Kalata and Snelgrove criticized the first two games' field graphics for being small and only featuring little animation, while praising the battle graphics, noting their size, level of detail and high-quality backgrounds, and calling them superior to their counterparts in all other Super Famicom Megami Tensei games. They did however think that the battles in Majin Tensei II were visually a step down in quality. They criticized Rondes visuals, saying that it was among the worst looking games from the 32-bit era, with characters looking like "blobs of discolored pixels", jerky camera movements, and slow-loading and visually unpleasing battles, and called the game "a total affront to the senses". RPGFans Patrick Gann thought that the first Majin Tenseis music was weaker than Masuko's compositions, as well as Aoki's later compositions for the Megami Tensei spin-off series Persona, but still well done; in contrast, he called Majin Tensei IIs music a pinnacle for the Super Famicom titles in the series, but still criticized its heavy use of synth.
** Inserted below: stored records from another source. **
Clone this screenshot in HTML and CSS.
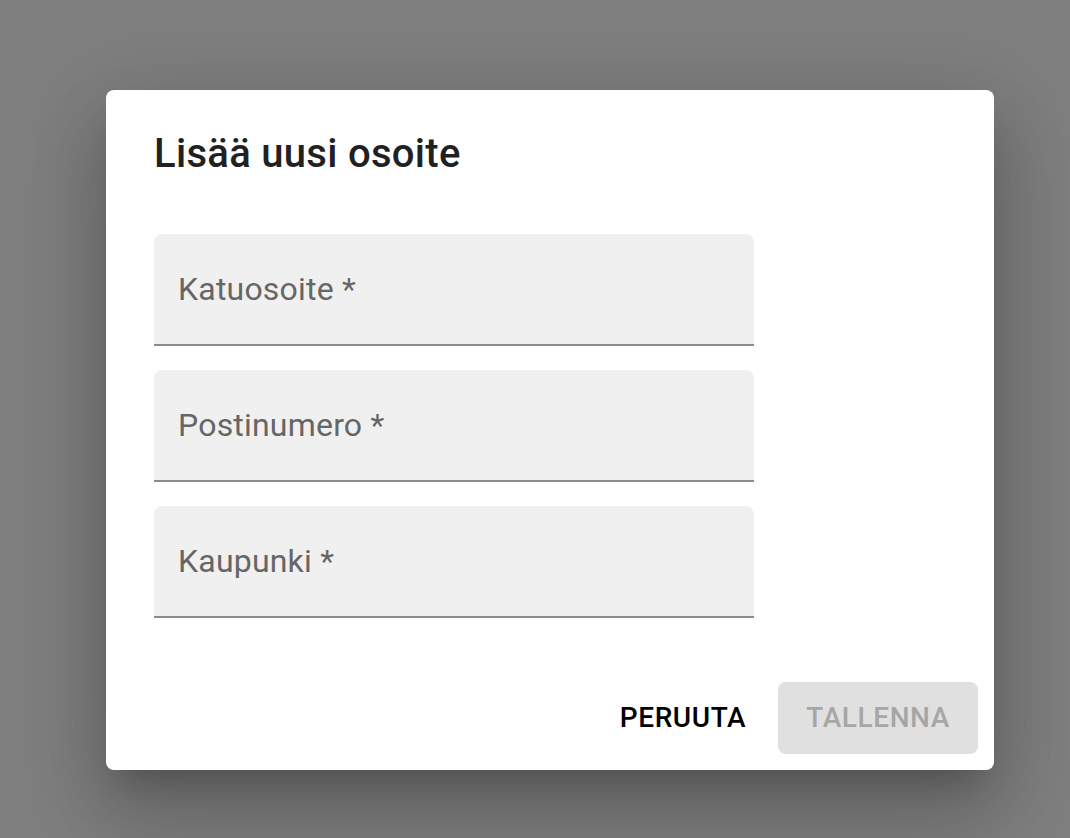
FILE: index.html
```html
<!DOCTYPE html>
<html lang="fi">
<head>
<meta charset="utf-8">
<title>Lisää uusi osoite</title>
<link rel="stylesheet" href="styles.css">
</head>
<body>
<div class="backdrop">
  <div class="dialog" role="dialog">
    <h2 class="dialog-title">Lisää uusi osoite</h2>
    <div class="dialog-content">
      <div class="field"><label class="field-label">Katuosoite *</label></div>
      <div class="field"><label class="field-label">Postinumero *</label></div>
      <div class="field"><label class="field-label">Kaupunki *</label></div>
    </div>
    <div class="dialog-actions">
      <button class="btn btn-text">PERUUTA</button>
      <button class="btn btn-contained" disabled>TALLENNA</button>
    </div>
  </div>
</div>
</body>
</html>
```

FILE: styles.css
```css
html, body {
  margin: 0;
  padding: 0;
  height: 100%;
}
body {
  background: #7f7f7f;
  font-family: Roboto, "Liberation Sans", sans-serif;
  overflow: hidden;
}
.backdrop {
  padding: 90px 0 0 106px;
}
.dialog {
  width: 888px;
  background: #fff;
  border-radius: 8px;
  box-sizing: border-box;
  display: flex;
  flex-direction: column;
  box-shadow: 0 22px 30px -14px rgba(0,0,0,0.2), 0 48px 76px 6px rgba(0,0,0,0.14), 0 18px 92px 16px rgba(0,0,0,0.12);
}
.dialog-title {
  margin: 0;
  padding: 32px 48px;
  font-size: 40px;
  font-weight: 500;
  line-height: 64px;
  letter-spacing: 0.3px;
  color: #212121;
}
.dialog-content {
  padding: 16px 48px 48px;
  display: flex;
  flex-direction: column;
  gap: 24px;
}
.field {
  width: 600px;
  height: 112px;
  box-sizing: border-box;
  background: #f0f0f0;
  border-radius: 8px 8px 0 0;
  border-bottom: 2px solid #8c8c8c;
  padding: 31px 24px 0;
}
.field-label {
  display: block;
  font-size: 32px;
  line-height: 48px;
  color: #666;
  letter-spacing: 0.2px;
}
.dialog-actions {
  padding: 16px;
  display: flex;
  justify-content: flex-end;
  align-items: center;
  gap: 16px;
}
.btn {
  font-family: inherit;
  font-size: 28px;
  font-weight: 500;
  letter-spacing: 0.6px;
  line-height: 48px;
  padding: 12px 16px;
  min-width: 128px;
  border: none;
  border-radius: 8px;
  background: transparent;
  cursor: pointer;
}
.btn-text {
  color: #000;
}
.btn-contained {
  background: #e0e0e0;
  color: #a6a6a6;
  padding: 12px 28px;
}
```
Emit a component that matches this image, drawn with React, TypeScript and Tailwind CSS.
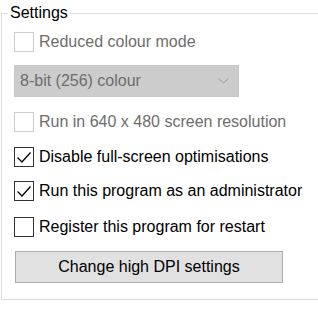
import React from 'react'

function Box({ checked, disabled }: { checked?: boolean; disabled?: boolean }) {
  return (
    <span className={`flex h-[20px] w-[20px] shrink-0 items-center justify-center border bg-white ${disabled ? 'border-[#cccccc]' : 'border-[#333333]'}`}>
      {checked && (
        <svg width="18" height="18" viewBox="0 0 18 18" fill="none">
          <polyline points="2.5,9.5 7,14 15.5,4.5" stroke="#000" strokeWidth="1.3" />
        </svg>
      )}
    </span>
  )
}

function Check({ label, checked, disabled, className }: { label: string; checked?: boolean; disabled?: boolean; className?: string }) {
  return (
    <label className={`flex h-[20px] items-center gap-[5px] ${className ?? ''}`}>
      <Box checked={checked} disabled={disabled} />
      <span className={disabled ? 'text-[#6d6d6d]' : 'text-black'}>{label}</span>
    </label>
  )
}

export default function App() {
  return (
    <div className="h-[312px] w-[318px] bg-white pl-[1px] text-[16px] leading-[20px]" style={{ fontFamily: '"Liberation Sans", Arial, sans-serif' }}>
      <fieldset className="h-[300px] border border-r-0 border-[#dcdcdc] p-0">
        <legend className="ml-[6px] px-[2px] leading-[26px] text-black">Settings</legend>
        <div className="flex flex-col pl-[12px] pt-[6px]">
          <Check label="Reduced colour mode" disabled />
          <div className="mt-[13px] flex h-[32px] w-[225px] items-center justify-between border border-[#c6c6c6] bg-[#cccccc] pl-[5px] pr-[9px] text-[#6d6d6d]">
            <span>8-bit (256) colour</span>
            <svg width="11" height="6" viewBox="0 0 11 6" fill="none">
              <polyline points="0.5,0.5 5.5,5 10.5,0.5" stroke="#9a9a9a" strokeWidth="1" />
            </svg>
          </div>
          <Check label="Run in 640 x 480 screen resolution" disabled className="mt-[15px]" />
          <Check label="Disable full-screen optimisations" checked className="mt-[15px]" />
          <Check label="Run this program as an administrator" checked className="mt-[14px]" />
          <Check label="Register this program for restart" className="mt-[16px]" />
          <button className="ml-[1px] mt-[14px] h-[32px] w-[268px] border border-[#adadad] bg-[#e1e1e1] text-center text-black">
            Change high DPI settings
          </button>
        </div>
      </fieldset>
    </div>
  )
}
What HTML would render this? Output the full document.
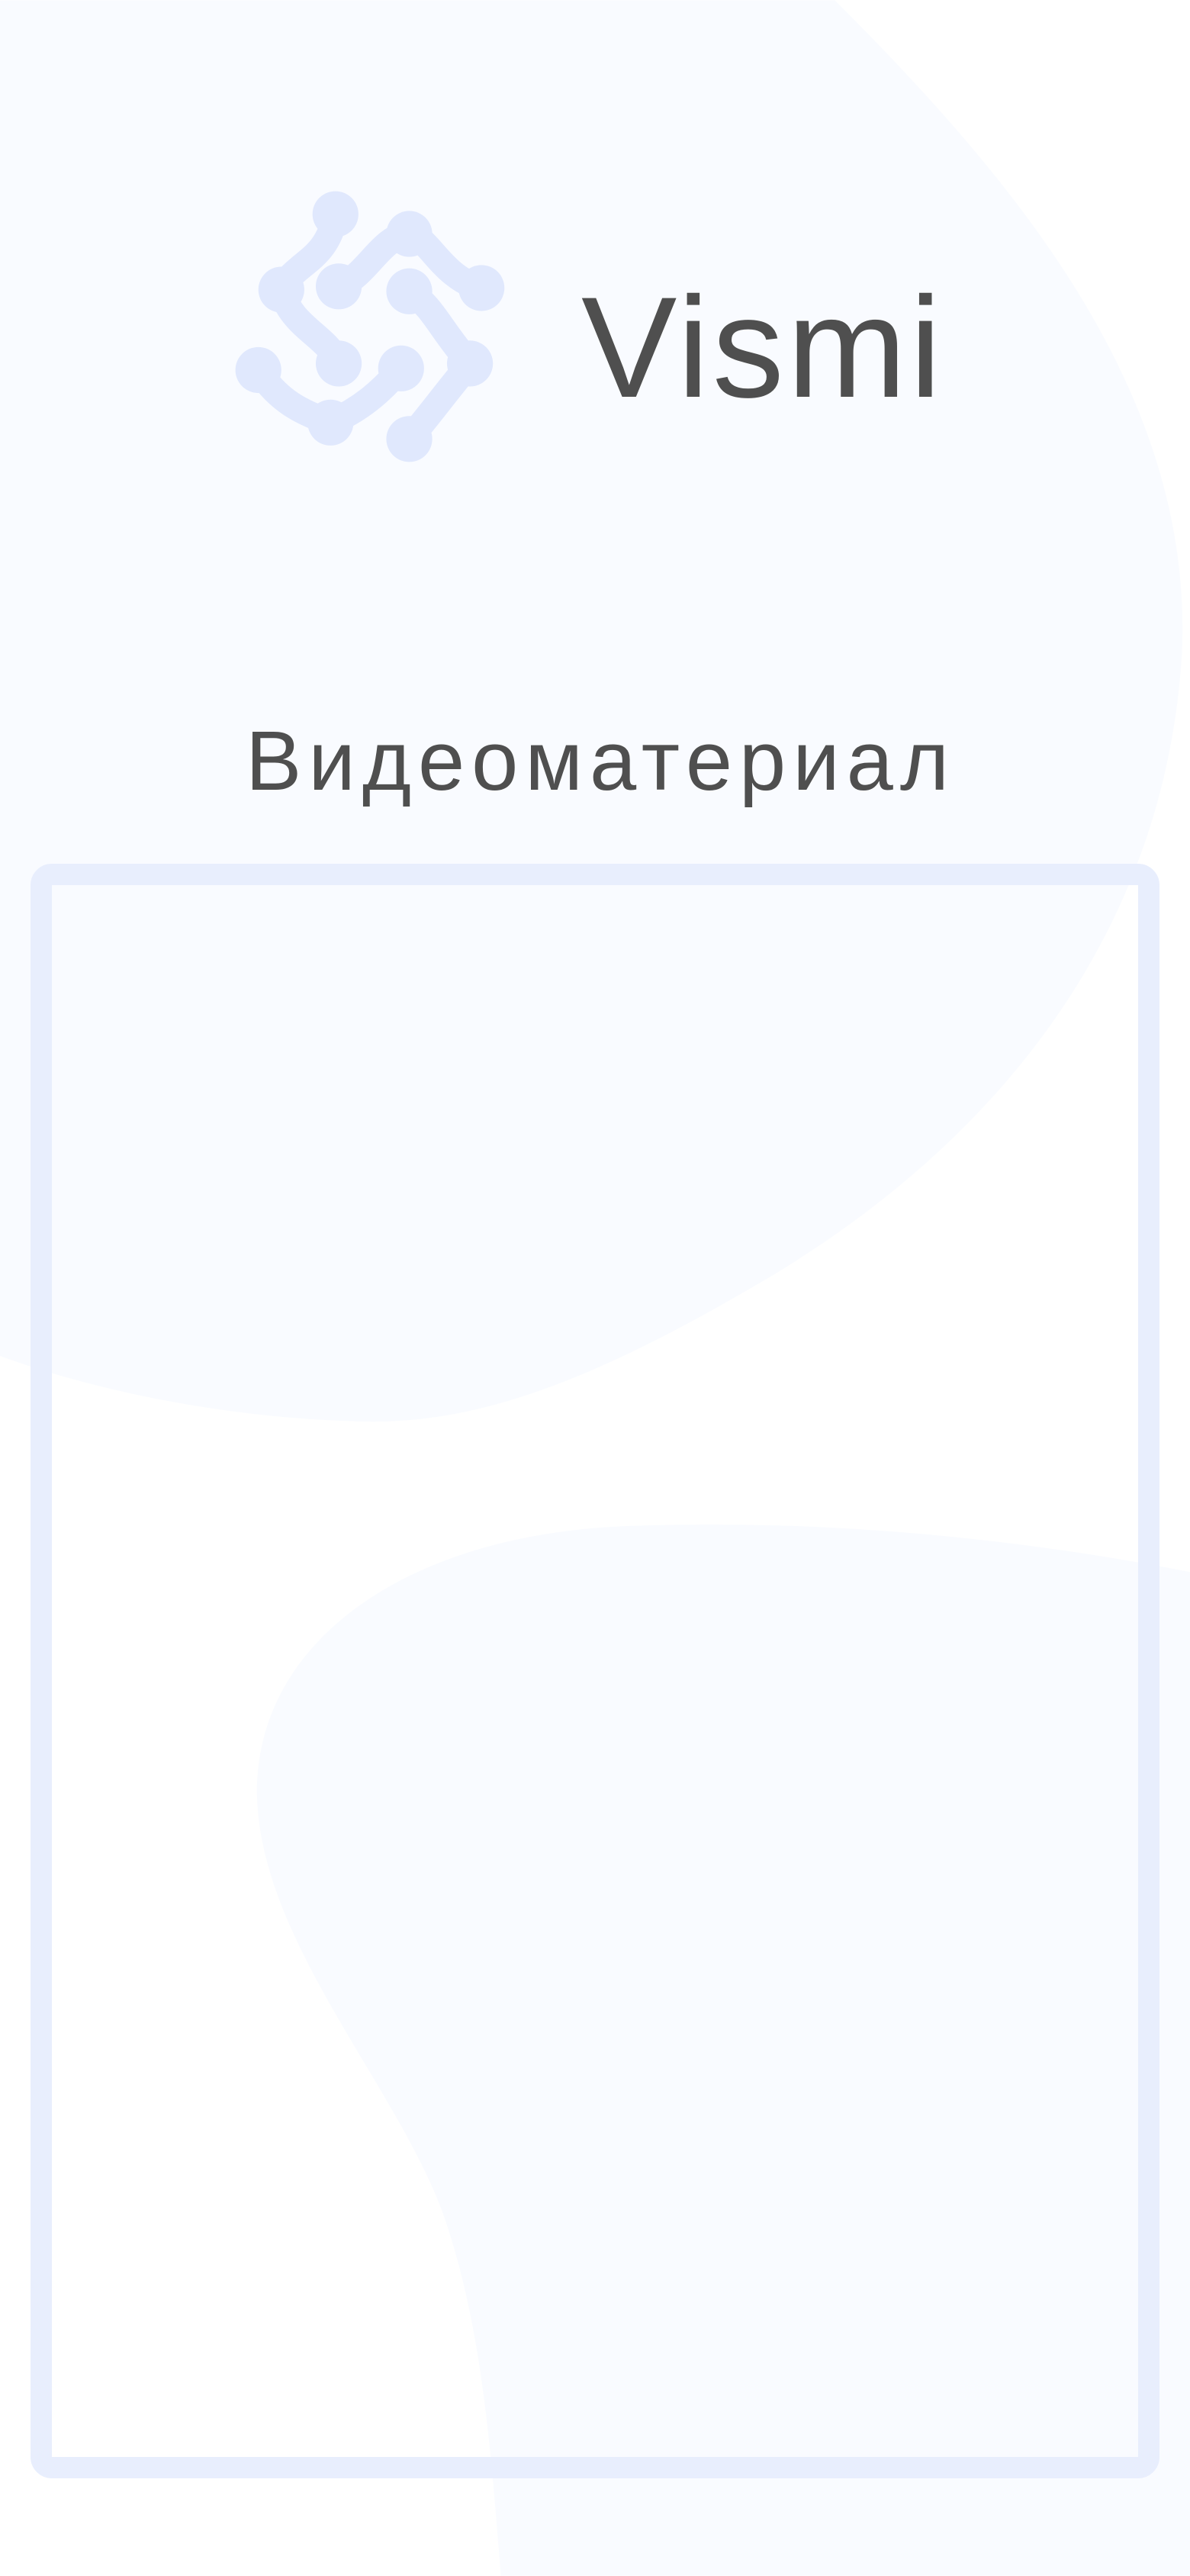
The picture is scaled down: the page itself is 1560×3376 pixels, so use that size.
<!DOCTYPE html>
<html><head><meta charset="utf-8"><style>
html,body{margin:0;padding:0}
body{width:1560px;height:3376px;position:relative;overflow:hidden;background:#fff;font-family:"Liberation Sans",sans-serif}
.bg{position:absolute;left:0;top:0}
.t{position:absolute;color:#4f4f4f;line-height:1;white-space:nowrap}
.box{position:absolute;left:40px;top:1132px;width:1424px;height:2060px;border:28px solid #e8eefd;border-radius:28px}
</style></head><body>
<svg class="bg" width="1560" height="3376" viewBox="0 0 727 1573">
<path fill="#f9fbff" d="M0 0 L510 0 C620 110 730 240 722 400 C712 560 620 690 470 780 C360 845 290 870 220 868 C140 866 60 850 0 828 Z"/>
<path fill="#f9fbff" d="M727 960 C600 935 480 928 380 932 C250 938 160 1000 157 1090 C155 1180 240 1270 270 1350 C295 1420 300 1500 306 1573 L727 1573 Z"/>
</svg>
<svg style="position:absolute;left:300px;top:242px" width="372" height="372" viewBox="140 113 173 173">
<g fill="none" stroke="#e0e8fd" stroke-width="16" stroke-linecap="round">
<path d="M205 131 C200 160 180 160 172 177 C178 200 200 205 207 222"/>
<path d="M207 175 C225 168 232 145 250 143 C262 145 270 170 294 176"/>
<path d="M250 178 C265 188 268 200 287 222 C272 240 265 250 250 268"/>
<path d="M158 226 C170 245 185 252 202 258 C220 250 232 240 245 225"/>
</g>
<g fill="#e0e8fd">
<circle cx="205" cy="131" r="14"/><circle cx="250" cy="143" r="14"/>
<circle cx="172" cy="177" r="14"/><circle cx="207" cy="175" r="14"/>
<circle cx="294" cy="176" r="14"/><circle cx="250" cy="178" r="14"/>
<circle cx="158" cy="226" r="14"/><circle cx="207" cy="222" r="14"/>
<circle cx="245" cy="225" r="14"/><circle cx="287" cy="222" r="14"/>
<circle cx="202" cy="258" r="14"/><circle cx="250" cy="268" r="14"/>
</g>
</svg>
<div class="t" style="left:762px;top:361px;font-size:188px;letter-spacing:4px">Vismi</div>
<div class="t" style="left:322px;top:943px;font-size:110px;letter-spacing:9px">Видеоматериал</div>
<div class="box"></div>
</body></html>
Kalata and Snelgrove enjoyed the "moody synth soundtrack" and opening of Majin Tensei II, while calling Rondes soundtrack mediocre. Chris Greening at VGMO called Majin Tensei "one of the most individualistic and accomplished ambient scores on the Super Nintendo", enjoying the mix of conventional ambiance and funk, saying that it both enhanced the game's mood and worked as stand-alone music. On the other hand, he found Majin Tensei IIs soundtrack "pleasant but disappointing", saying that several of the compositions were underdeveloped, uninspired or repetitive, while noting more developed tracks such as "A.D. 1995 Story" as highlights.